KISUMU, Kenya (AP) – Gunmen killed an opposition
lawmaker in Nairobi early Tuesday, an attack that almost
immediately stoked the ethnic fighting that has gripped Kenya
since last month's disputed presidential election.
As with the gangs that have killed rivals and
torched homes in western Kenya, groups of armed youths began
gathering after the shooting in the capital's Mathare and Kibera
slums. Since the Dec. 27 election, the death toll has soared
over 800.
Two gunmen shot opposition lawmaker Mugabe Were
as he drove to his house in suburban Nairobi, police said,
adding they did not yet know if the political turmoil had
motivated the slaying.
"We are treating it as a murder but we are not
ruling out anything, including political motives," Kenyan police
spokesman Eric Kiraithe said. "We are urging everyone to remain
calm."
But a resident of Kibera, Teddy Njoroge, said
houses were being set ablaze near a railway that generally
divides members of President Mwai Kibaki's Kikuyu tribe from
inhabitants of opposition leader Raila Odinga's Luo ethnic
group. Flames and smoke rose from one area of Kibera.
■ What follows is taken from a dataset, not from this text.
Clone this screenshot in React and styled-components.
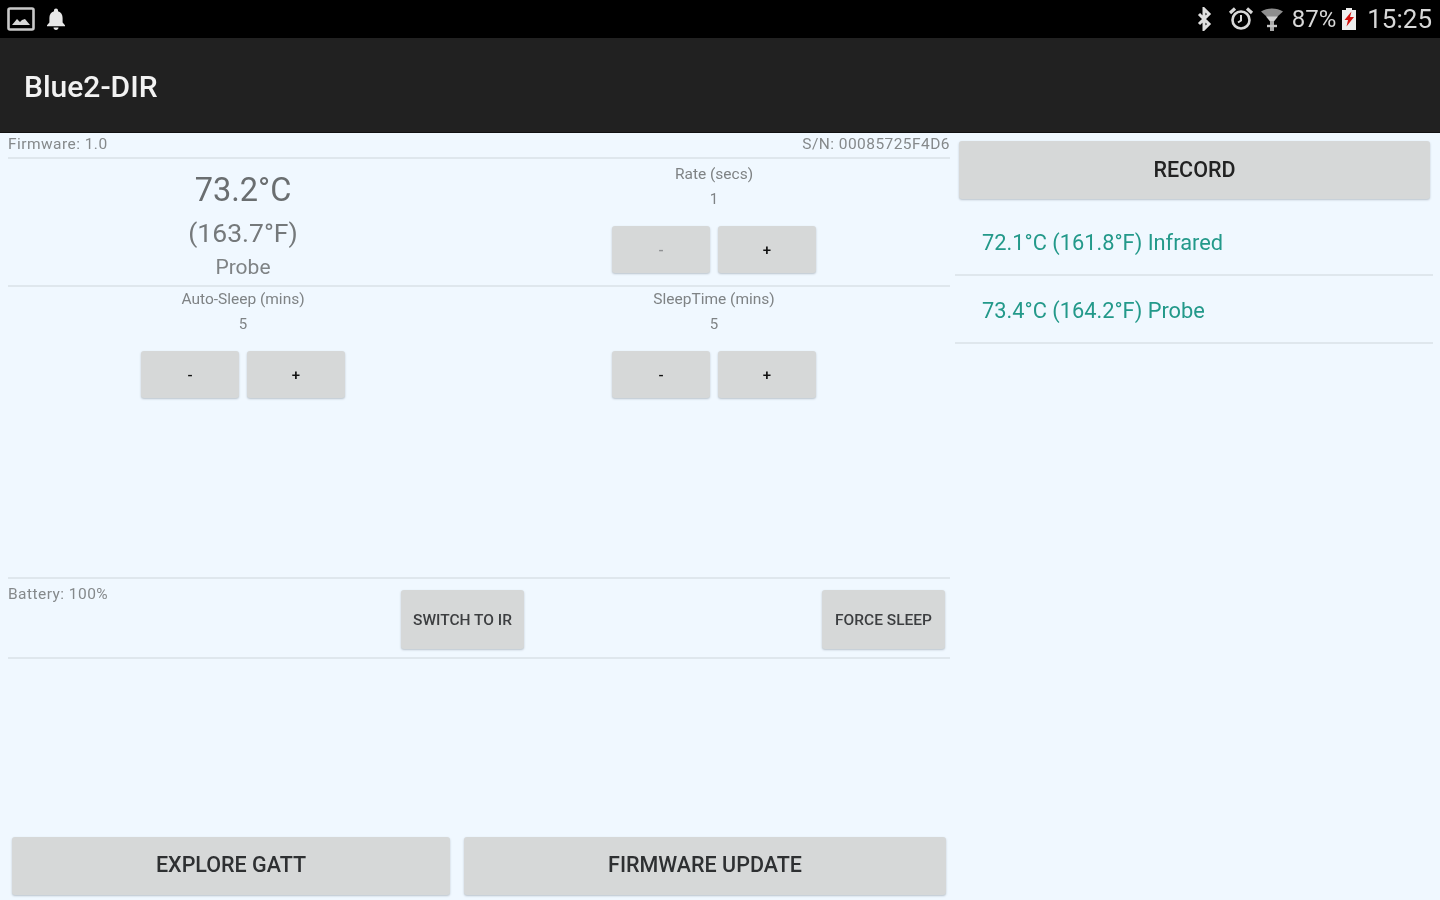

"They have decided to revenge this MP," Njoroge
said of the member of parliament.
Were was among a slew of opposition members who
won seats in the December legislative vote, held at the same
time as the presidential election.
The killing came as thousands of
machete-wielding youths from both Kikuyu and Luo tribes hunted
each other down in western Kenya's Rift Valley, burning homes,
blocking roads with blazing tires and clashing with police who
appeared overwhelmed.
In Kisumu town, where columns of smoke rose from
burning homes on Monday, police took away one charred body.
"We didn't waste time, we had to kill him," said
Stanley Ochieng, 25. He said they stoned the man, slashed him
with machetes, then threw him to burn on their roadblock of
burning tires because he was Kikuyu.
Hundreds of machete-wielding youths lobbed
stones Tuesday at police, who responded by firing live bullets
into the air.
On Monday in Kisumu, witnesses described seeing
two people pulled from cars and stoned to death, while another
was burned alive in a minibus.
"The road is covered in blood. It's chaos. Luos
are hunting Kikuyus for revenge," said Baraka Karama, a
journalist for independent Kenya Television in Kisumu.
The Rift Valley is home to the Kalenjin and
Masai ethnic groups. British colonizers seized large tracts of
land to cultivate fertile farms there. After independence in
1963, President Jomo Kenyatta flooded reclaimed farmlands with
his Kikuyu people, creating deep-seated resentment that exists
to this day.
Kikuyus also are resented for their domination
of politics and the economy, a success cemented by endemic
corruption and a patronage system where politicians favor their
own ethnic group.
More than half the 255,000 people driven from
their homes this month have been Kikuyus displaced in the
fertile Rift Valley, an area famous for its farmland and
wildlife frequented by tourists.
Kibaki and Odinga blame each other for the
violence, trading accusations of "ethnic cleansing." Human
rights groups and officials charge it has become organized.
"What is so alarming about the last few days is
... there's evidently hidden hands organizing it now," Britain's
visiting minister for Africa, Mark Malloch-Brown, told reporters
Monday.
He spoke after meetings with Odinga, Kibaki and
their mediator, former U.N. Secretary-General Kofi Annan.
Annan announced in a statement released Tuesday
that the "dialogue process" to help resolve the deadly dispute
will start Monday.
Kibaki and Odinga had been asked to name three
negotiators each to participate in the talks. They are under
international pressure to form a power-sharing government.
In the past, Kibaki has said he is open to
direct talks with Odinga but that his position as president is
not negotiable. Odinga says Kibaki must step down and only new
elections will bring peace.
In Naivasha, Kenya's flower-exporting capital on
a freshwater lake inhabited by pink flamingoes, thousands of
Kikuyus smashed shop windows with rocks and began looting. A
handful of police fired into the air but were unable to control
the mob of about 5,000.
Outside Naivasha Country Club, police were
trying to rescue hundreds of Luos trapped by Kikuyus armed with
machetes and clubs inset with nails.
"We're trapped," said Rose Achieng, who fled
with her two children when looters ransacked her home Sunday.
She and hundreds others had sought refuge next to the police
station, beside the road outside the country club.
Police, apparently worried they could not
protect them, started ferrying them in trucks to the town's
walled prison compound, where more than 1,000 refugees already
had gathered.
"If you stay we will kill you," Kikuyus yelled.
When they surged forward, brandishing machetes, police fired
into the air.
State Department spokesman Sean McCormack said
Kenya has "gone from bad to worse, in terms of the violence."
European Union foreign ministers issued a
statement indicating development aid could be pulled if Odinga
and Kibaki don't agree to a power-sharing pact. But only about 6
percent of Kenya's budget comes form foreign aid, and the
government has said it will not be blackmailed.